Primary and secondary each appear to carry current during opposite halves of the cycle. Those waveforms appear correct.
I guess the red waveform is correct since the ringing glitch is at the moment of switch-Off, which is normal behavior for inductors.

To step down 50v to 35v, raw math tells you what the turns ratio should be. However if your spec really requires 2:1, then I'm not sure what parameters to adjust.
In any case, by experimenting with various Henry values in both sides of the transformer, you should arrive at your desired performance.

As to current ripple, we could say it's 100 percent right now, since current starts at zero then peaks at an extremely high level during switch-On. To change this, either increase frequency or increase inductor value(s). Eventually you'll be able to reduce current peaks, and thus get by with lower saturation rating.

 

[Fayaz143]

Thanks for your time @BradtheRad

According to my Vin to Vout ratio I took the turns ratio as 1.4 and D=0.5 that exactly satisfy my Inductance of primary and secondary Lp=41.645mH and Ls=21.23mH. I am obtaining undesirable output Vout=1.16V and iout=142mA.

Should I deploy RC snubber in parallel to the mosfets? are my voltage waveform at the terminals of Lp which are V(n007) and V(n008) and primary inductor current iL1 are correct?

 

[BradtheRad]

It looks as though you converted to your initial H-bridge plan. Caution because 50V is high voltage hazard for mosfet insulated gates.
To turn on a high-side Nmos, you must apply bias at several volts greater than its source terminal during turn-On. In other words greater than 50V. Consider using Pmos at high side.

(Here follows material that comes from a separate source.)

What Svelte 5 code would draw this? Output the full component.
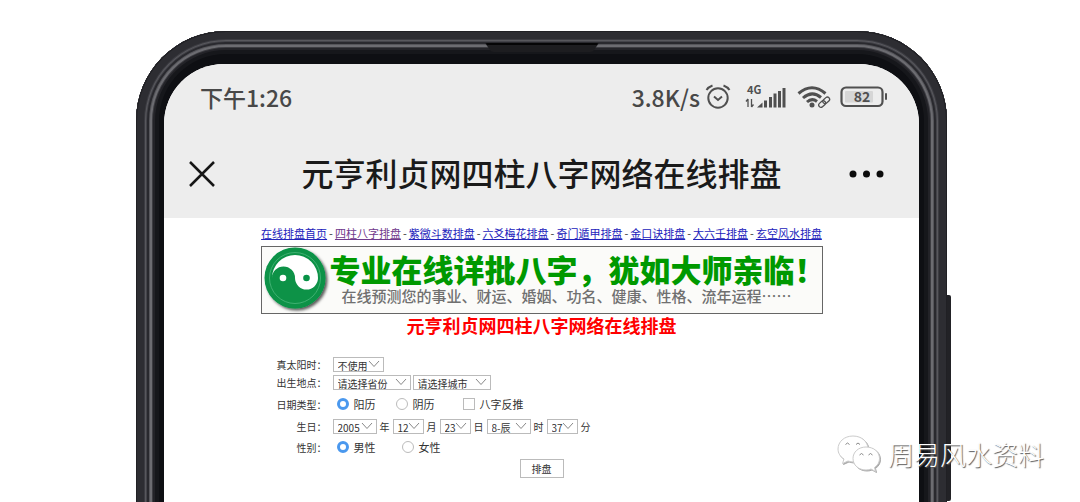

For your H-bridge success should come if you play with Henry values in your windings (probably reduce values). It helps if you command several scope traces, and observe how one thing affects another.

This is my simulation of a flyback (with DCR snubber). I adjusted values according to your post #1 specs (more or less). Independently it turned out similar to your post #10 flyback. Mine also displays ringing to an extent.
The snubber resistor needs to dissipate several Watts.